You should have waited, it cleared up late morning.
We had a time constraint and my breathing issues were not pleasant. It was lifting a bit but we have more time to go back.
Did you find a decent pronghorn buck ? We brought home 2 doe only.
 
We had a time constraint and my breathing issues were not pleasant. It was lifting a bit but we have more time to go back.
Did you find a decent pronghorn buck ? We brought home 2 doe only.
Yes, it was unpleasant breathing the smoke.

I didn't find anything worth shooting that day. Almost pulled the trigger on one, but it would've been for the wrong reasons.
 
I have the same tag plus a general tag. Hoping for the same. They have a lot of area 9 and 110 closed to public access. So here is hoping for rain or snow. Preferably rain.
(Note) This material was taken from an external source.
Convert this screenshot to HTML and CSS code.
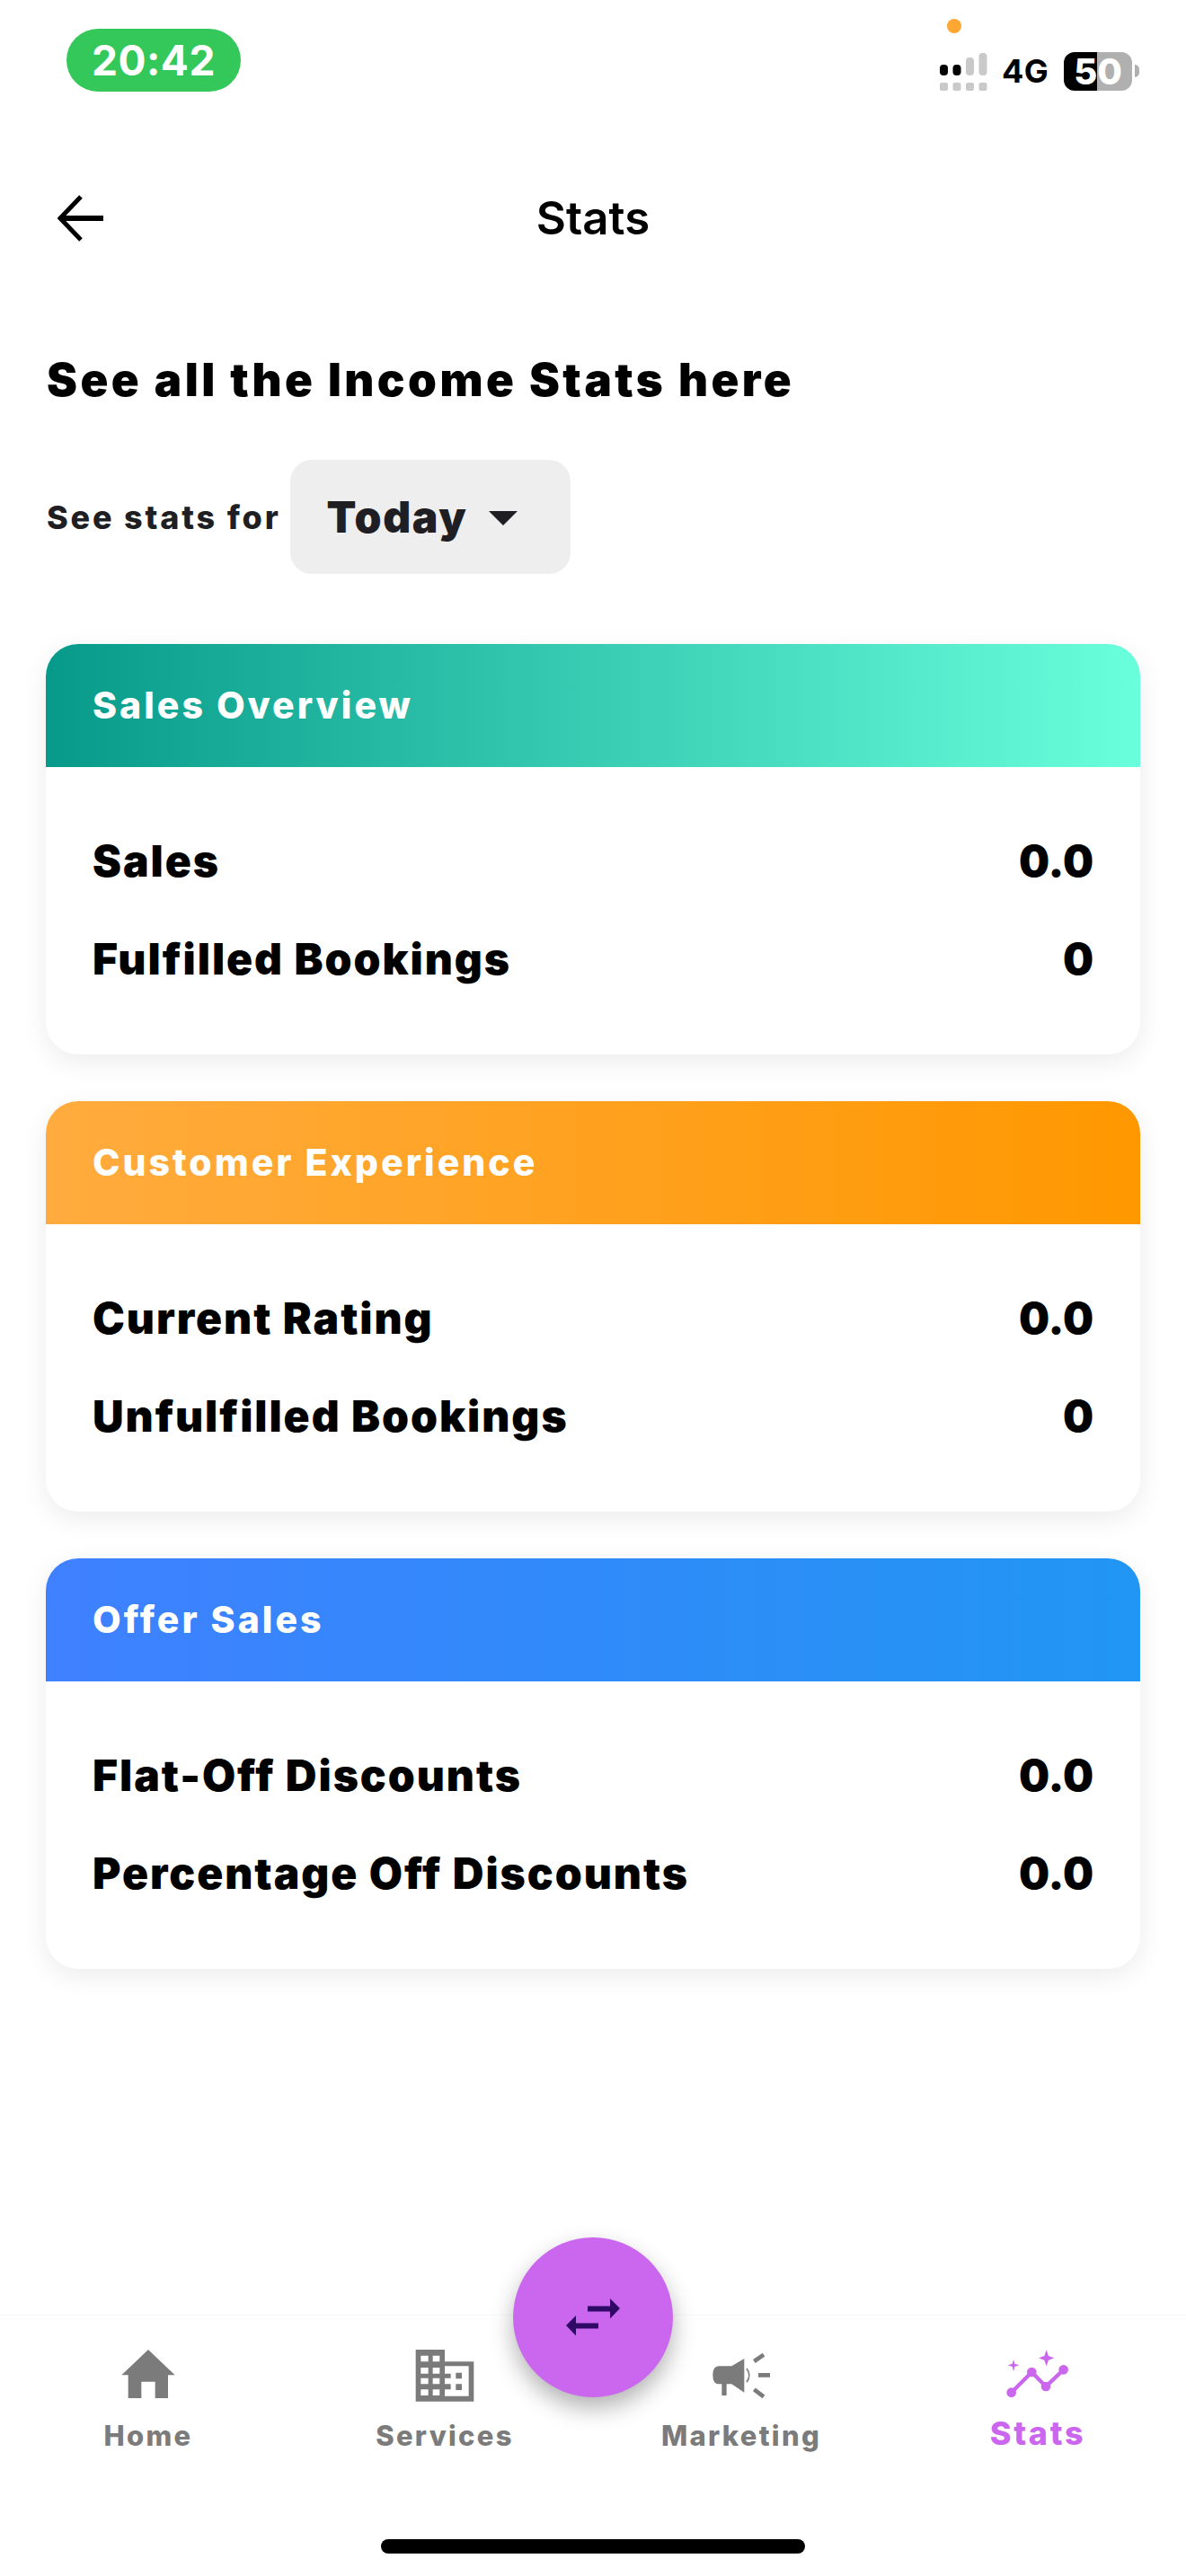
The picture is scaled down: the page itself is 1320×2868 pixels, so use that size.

I received email from Wyoming Game and Fish and they offered refund for my tag since more than 50% of the GMU has been affected by a natural disaster. I filled out the paper work and sent it back.
 
Looks like Steamboat Springs wanted in on the action as another fire started up over there. The smoke around Walden lightened up the last couple days but it is starting to get to me.
 
For those a lot more familiar with this area and how hot the fire burned, how will the Mullen fire effect the hunting and animal distributions in the next 1-2 years? Its a giant area, I assume a large fire like this does not burn uniformly so I'm interested to learn what can be expected in the first 1-2 years after a fire like this occurs.
 
From what I have heard and seen, it burned kind of patchy. I don't think it will effect animal distribution a whole lot. Maybe some. What to expect in the next couple years? Lots of falling trees. Course, they have been falling up there for years now anyway.
 
Look up the Colorado study on collared animals and the Cameron Peak and East Troublesome fires. Some actually stayed within the fire perimeter and just adjacent.
Falling trees will be the issue as Carl stated.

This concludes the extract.